C.S. : En fait, quand il est question de limites, je ne pense pas au niveau artistique et créatif. On ne veut pas complexer sur la technique qui à mon avis, est assez accessoire pour le genre de musique que l'on fait. Pour moi, le miracle du rock n'est pas lié à la technique, mais plutôt au choix des 3 accords à associer pour avoir le tube imparable ; et au choix de la ligne de voix pour que ce soit fantastique ! Les limites techniques qu'on a, on les connaît. Pour moi, à la batterie, je suis tout à fait conscient des choses que je ne peux pas faire. Je le sais depuis le début et c'est pas quelque chose qui me tracasse. En soi, la batterie ne m'intéresse pas spécialement.
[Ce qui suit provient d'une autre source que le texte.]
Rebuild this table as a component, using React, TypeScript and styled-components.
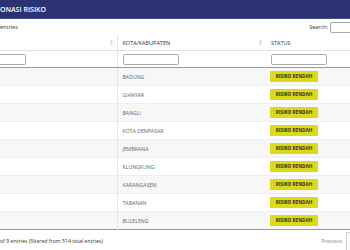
import * as React from 'react';
import styled, { createGlobalStyle } from 'styled-components';

const GlobalStyle = createGlobalStyle`
    html, body {
        margin: 0;
        padding: 0;
        background: #ffffff;
        overflow: hidden;
    }
    body {
        font-family: "Open Sans", "Liberation Sans", sans-serif;
        color: #333;
    }
`;

const Page = styled.div`
    width: 350px;
    height: 250px;
    overflow: hidden;
`;

const TitleBar = styled.div`
    height: 18px;
    line-height: 19px;
    background: #2c3171;
    border-bottom: 1px solid #474c8c;
    color: #fff;
    font-size: 7px;
    font-weight: 600;
    white-space: nowrap;
`;

const Controls = styled.div`
    width: 360px;
    height: 16px;
    display: flex;
    align-items: center;
    justify-content: space-between;
    font-size: 5.5px;
    color: #333;
`;

const SearchBox = styled.label`
    display: flex;
    align-items: center;
    gap: 2px;
`;

const TextInput = styled.input<{ $w: number; $cut?: boolean }>`
    box-sizing: border-box;
    width: ${p => p.$w}px;
    height: 11px;
    margin: 0;
    padding: 0 2px;
    border: 1px solid #aaa;
    border-left: ${p => (p.$cut ? 'none' : '1px solid #aaa')};
    border-radius: ${p => (p.$cut ? '0 2px 2px 0' : '2px')};
    background: #fff;
    font-size: 5px;
    display: block;
`;

const Table = styled.table`
    width: 360px;
    table-layout: fixed;
    border-collapse: collapse;
    border-bottom: 1px solid #999;
`;

const HeadCell = styled.th<{ $first?: boolean }>`
    height: 15px;
    padding: 0 4px 0 5px;
    font-size: 5.5px;
    font-weight: 400;
    color: #333;
    text-align: left;
    border-bottom: 1px solid #e2e2e2;
    border-right: ${p => (p.$first ? '1px solid #e6e6e6' : 'none')};
`;

const HeadInner = styled.div`
    display: flex;
    align-items: center;
    justify-content: space-between;
`;

const FilterCell = styled.th<{ $first?: boolean }>`
    height: 16px;
    padding: 0 5px;
    font-weight: 400;
    text-align: left;
    border-bottom: 1px solid #9a9a9a;
    border-right: ${p => (p.$first ? '1px solid #e6e6e6' : 'none')};
`;

const FirstFilter = styled(FilterCell)`
    padding-left: 0;
`;

const Row = styled.tr<{ $odd: boolean }>`
    background: ${p => (p.$odd ? '#f7f7f7' : '#ffffff')};
`;

const Cell = styled.td<{ $first?: boolean }>`
    height: 17px;
    padding: 0 5px;
    font-size: 5.2px;
    color: #666;
    border-top: 1px solid #eeeeee;
    border-right: ${p => (p.$first ? '1px solid #e6e6e6' : 'none')};
    white-space: nowrap;
    vertical-align: middle;
`;

const Badge = styled.span`
    display: inline-block;
    width: 48px;
    height: 11px;
    line-height: 11px;
    margin-left: -1px;
    background: #dcd919;
    color: #2a2a2a;
    font-size: 4.7px;
    font-weight: 700;
    text-align: center;
    border-radius: 1px;
`;

const Footer = styled.div`
    width: 360px;
    height: 21px;
    display: flex;
    align-items: center;
    justify-content: space-between;
    font-size: 5.2px;
    color: #333;
`;

const Pager = styled.div`
    display: flex;
    align-items: center;
    gap: 4px;
    color: #888;
`;

const PageButton = styled.div`
    width: 13px;
    height: 18px;
    margin-top: 3px;
    border: 1px solid #cfcfcf;
    border-right: none;
    border-radius: 2px 0 0 2px;
`;

const SortIcon: React.FC = () => (
    <svg width="3" height="5" viewBox="0 0 3 5">
        <path d="M1.5 0 L3 2 L0 2 Z" fill="#c8c8c8" />
        <path d="M1.5 5 L3 3 L0 3 Z" fill="#c8c8c8" />
    </svg>
);

const regencies = [
    'BADUNG',
    'GIANYAR',
    'BANGLI',
    'KOTA DENPASAR',
    'JEMBRANA',
    'KLUNGKUNG',
    'KARANGASEM',
    'TABANAN',
    'BULELENG',
];

export default function App() {
    return (
        <Page>
            <GlobalStyle />
            <TitleBar>ONASI RISIKO</TitleBar>
            <Controls>
                <span>entries</span>
                <SearchBox>
                    Search:
                    <TextInput $w={30} />
                </SearchBox>
            </Controls>
            <Table>
                <colgroup>
                    <col style={{ width: 117 }} />
                    <col style={{ width: 149 }} />
                    <col style={{ width: 94 }} />
                </colgroup>
                <thead>
                    <tr>
                        <HeadCell $first>
                            <HeadInner>
                                <span />
                                <SortIcon />
                            </HeadInner>
                        </HeadCell>
                        <HeadCell>
                            <HeadInner>
                                <span>KOTA/KABUPATEN</span>
                                <SortIcon />
                            </HeadInner>
                        </HeadCell>
                        <HeadCell>
                            <HeadInner>
                                <span>STATUS</span>
                            </HeadInner>
                        </HeadCell>
                    </tr>
                    <tr>
                        <FirstFilter $first>
                            <TextInput $w={26} $cut />
                        </FirstFilter>
                        <FilterCell>
                            <TextInput $w={56} />
                        </FilterCell>
                        <FilterCell>
                            <TextInput $w={56} />
                        </FilterCell>
                    </tr>
                </thead>
                <tbody>
                    {regencies.map((name, i) => (
                        <Row key={name} $odd={i % 2 === 0}>
                            <Cell $first />
                            <Cell>{name}</Cell>
                            <Cell>
                                <Badge>RISIKO RENDAH</Badge>
                            </Cell>
                        </Row>
                    ))}
                </tbody>
            </Table>
            <Footer>
                <span>of 9 entries (filtered from 514 total entries)</span>
                <Pager>
                    <span>Previous</span>
                    <PageButton />
                </Pager>
            </Footer>
        </Page>
    );
}
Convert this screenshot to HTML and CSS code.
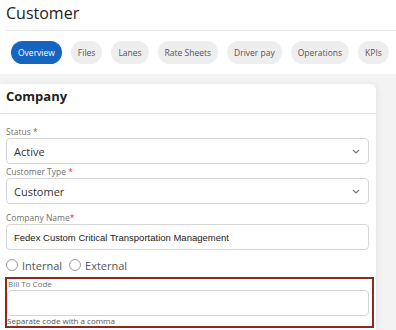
FILE: index.html
```html
<!DOCTYPE html>
<html>
<head>
    <title>Customer</title>
    <meta charset="UTF-8">
    <link rel="stylesheet" href="styles.css">
</head>
<body>

    <div class="page-header">
        <h1>Customer</h1>
        <div class="tabs">
            <span class="tab active">Overview</span>
            <span class="tab">Files</span>
            <span class="tab">Lanes</span>
            <span class="tab">Rate Sheets</span>
            <span class="tab">Driver pay</span>
            <span class="tab">Operations</span>
            <span class="tab">KPIs</span>
        </div>
    </div>

    <div class="card">
        <div class="card-title">Company</div>
        <div class="card-body">
            <label class="field-label">Status <span class="req">*</span></label>
            <div class="select">
                <span>Active</span>
                <svg class="chevron" width="8" height="5" viewBox="0 0 8 5"><path d="M1 1 L4 4 L7 1" fill="none" stroke="#777" stroke-width="1.1"/></svg>
            </div>

            <label class="field-label">Customer Type <span class="req">*</span></label>
            <div class="select">
                <span>Customer</span>
                <svg class="chevron" width="8" height="5" viewBox="0 0 8 5"><path d="M1 1 L4 4 L7 1" fill="none" stroke="#777" stroke-width="1.1"/></svg>
            </div>

            <label class="field-label spaced">Company Name<span class="req">*</span></label>
            <div class="text-input name-input">Fedex Custom Critical Transportation Management</div>

            <div class="radios">
                <span class="radio"><span class="circle"></span>Internal</span>
                <span class="radio"><span class="circle"></span>External</span>
            </div>

            <div class="highlight">
                <label class="field-label">Bill To Code</label>
                <div class="text-input"></div>
                <div class="hint">Separate code with a comma</div>
            </div>
        </div>
    </div>

</body>
</html>
```

FILE: styles.css
```css
body {
    font-family: "Open Sans", sans-serif;
    background-color: #f3f3f3;
    margin: 0;
    color: #333;
}
.page-header {
    background: white;
    padding: 0 0 10px 0;
}
h1 {
    margin: 0 0 0 6px;
    padding: 2px 0 6px 0;
    height: 22px;
    line-height: 22px;
    font-size: 16px;
    font-weight: 500;
    color: #222;
    border-bottom: 1px solid #e6e6e6;
}
.tabs {
    display: flex;
    gap: 9px;
    padding: 10px 0 0 11px;
    white-space: nowrap;
}
.tab {
    background-color: #eeeeee;
    color: #555;
    font-size: 8.5px;
    height: 23px;
    line-height: 23px;
    padding: 0 7px;
    border-radius: 12px;
}
.tab.active {
    background-color: #1565c0;
    color: white;
}
.card {
    box-sizing: border-box;
    margin-top: 10px;
    width: 376px;
    height: 246px;
    background: white;
    border-radius: 0 6px 0 0;
    box-shadow: 2px 0px 6px rgba(0,0,0,0.06);
}
.card-title {
    font-size: 13px;
    font-weight: 700;
    color: #222;
    padding: 3px 6px 0 6px;
    height: 26px;
    border-bottom: 1px solid #e4e4e4;
}
.card-body {
    padding: 12px 7px 0 6px;
}
.field-label {
    display: block;
    font-size: 8.5px;
    line-height: 11px;
    color: #707070;
    margin-bottom: 1px;
}
.field-label.spaced {
    margin-top: 8px;
}
.req {
    color: #e53935;
}
.select, .text-input {
    box-sizing: border-box;
    height: 26px;
    border: 1px solid #d6d6d6;
    border-radius: 4px;
    display: flex;
    align-items: center;
    justify-content: space-between;
    padding: 0 8px 0 7px;
    font-size: 11px;
    color: #333;
    margin-bottom: 2px;
}
.name-input {
    font-family: "Liberation Sans", Arial, sans-serif;
    font-size: 9.5px;
    color: #222;
}
.radios {
    display: flex;
    gap: 7px;
    height: 14px;
    font-size: 11px;
    color: #555;
    margin: 8px 0 5px 0;
}
.radio {
    display: flex;
    align-items: center;
    gap: 4px;
}
.circle {
    box-sizing: border-box;
    width: 12px;
    height: 12px;
    border: 1px solid #999;
    border-radius: 50%;
}
.highlight {
    border: 2px solid #8b2a20;
    margin: 0 -5px 0 -1px;
    padding: 0 3px 0 0;
}
.highlight .field-label {
    font-size: 8px;
    line-height: 10px;
    padding-left: 1px;
}
.highlight .text-input {
    margin-bottom: 0;
}
.hint {
    font-size: 8px;
    line-height: 10px;
    color: #555;
}
```
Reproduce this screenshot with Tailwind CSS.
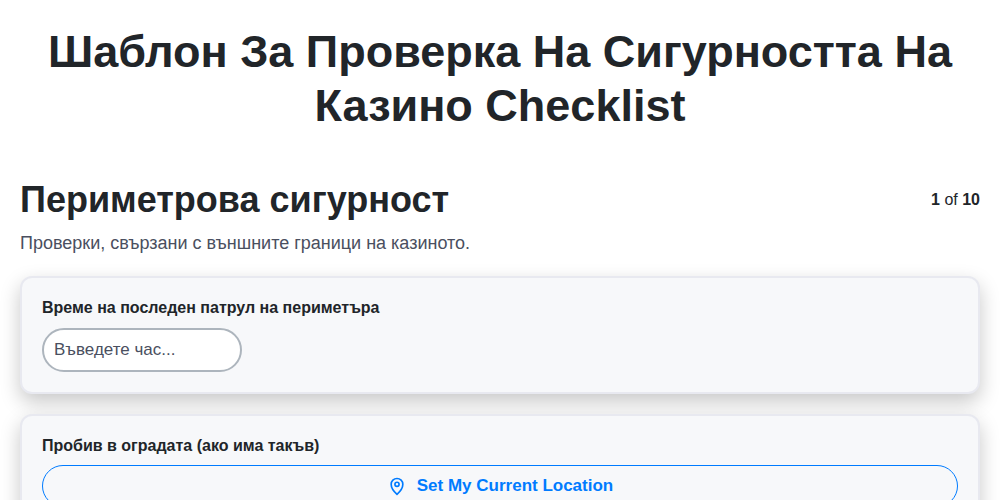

Je ne me considère pas comme un batteur, mais comme un musicien et surtout comme un membre des Thugs. On est 4, et il se trouve que je suis à la batterie, mais j'aurais pu jouer d'autre chose. Ce qui m'intéresse surtout, c'est de faire partie d'un groupe et que ce qui sorte en final, soit super bien... On est plutôt fervent de le tradition rock. Prenons le cas du dernier Prodigy pour moi, ce que j'aime, c'est le côté rock avec des chansons avec un couplet-refrain-couplet... la célèbre structure hyper classique, mais qui fonctionne toujours. Mais la recette miracle du tube n'existe pas...

P.G. : Est-ce qu'on peut parler d'un album humaniste, avec un profond respect de l'homme à travers les émotions décrites dans le dernier album ?
C.S. : C'est ce qu'on essaie d'être. Humaniste, ça me va tout à fait même si le terme est un peu galvaudé. L'être humain est le plus important et si on partait de là, un tas de problèmes seraient réglés.

P.G. : Ce qui ne transparaît par-contre quasiment jamais, c'est la joie ou l'émotion légère. Seriez-vous des optimistes tristes ?
C.S. : Ou des pessimistes gais ! L'un ou l'autre. Je crois que chez tous les gens, il y a diverses facettes. Nous dans la musique, on s'est plutôt reconnus dans les choses un peu mélancoliques ou sombres, même dans les choses qu'on a écoutées (plutôt Vince Taylor que Elvis). Notre côté un peu triste va ressortir dans la musique. A côté de ça, on est pas foncièrement portés sur la tristesse. L'ambiance générale est plutôt celle des gens qui se marrent et qui prennent du bon temps. On aime le sens de l'humour. Sur scène, comme pour les Ramones, on aime jouer sans s'arrêter du début à la fin avec une atmosphère tendue, et on a toujours gardé ce côté-là. On est pas sur scène pour rigoler mais par contre ça peut faire rigoler le public de nous voir ainsi. L'idée n'est pas de te donner l'envie de te pendre quand tu vois les Thugs.

P.G. : J'ai relevé plusieurs qualificatifs qu'on vous attribue souvent : des "révoltés instinctifs et libertaires", "naïfs adolescents", "désespérés qui ne remontent jamais" : reflètent-ils ce que vous êtes ?
C.S. : Disons que ceux qui sont extrêmes comme "révoltés" ou "désespérés", pour moi, c'est au niveau intellectuel. Concrètement, dans la vie de tous les jours, on est pas des écorchés vifs. Notre révolte est plutôt liée à une analyse du milieu dans lequel on vit. On a la chance (pour les 3 frères) de venir d'une famille qui était super ; on a eu une enfance vraiment bien donc on n'est pas des gens qui avons eu à se plaindre de la vie. On est donc plutôt révoltés intellectuellement et désespérés, c'est pareil, on n'est pas des gens qui ont des tendances suicidaires et ça, j'en ai déjà parlé précédemment.

Interview réalisée par Pascal Gailler Transcription par Clément Marchal.

Quelques heures plus tard, les Thugs étaient sur la scène de la Nef, pleins de fougue et fidèles à eux-mêmes, présentant les morceaux du nouvel album "Nineteen Something", sans oublier d'inévitables hymnes qu'ils tirèrent de "Still Angry", "As Happy As Possible" ou de "Strike". Et comme prévu, en guise de rappel, le morceau "New Centurion" interprété par Salaryman et les Thugs, soit huit musiciens mêlant guitares et électronique.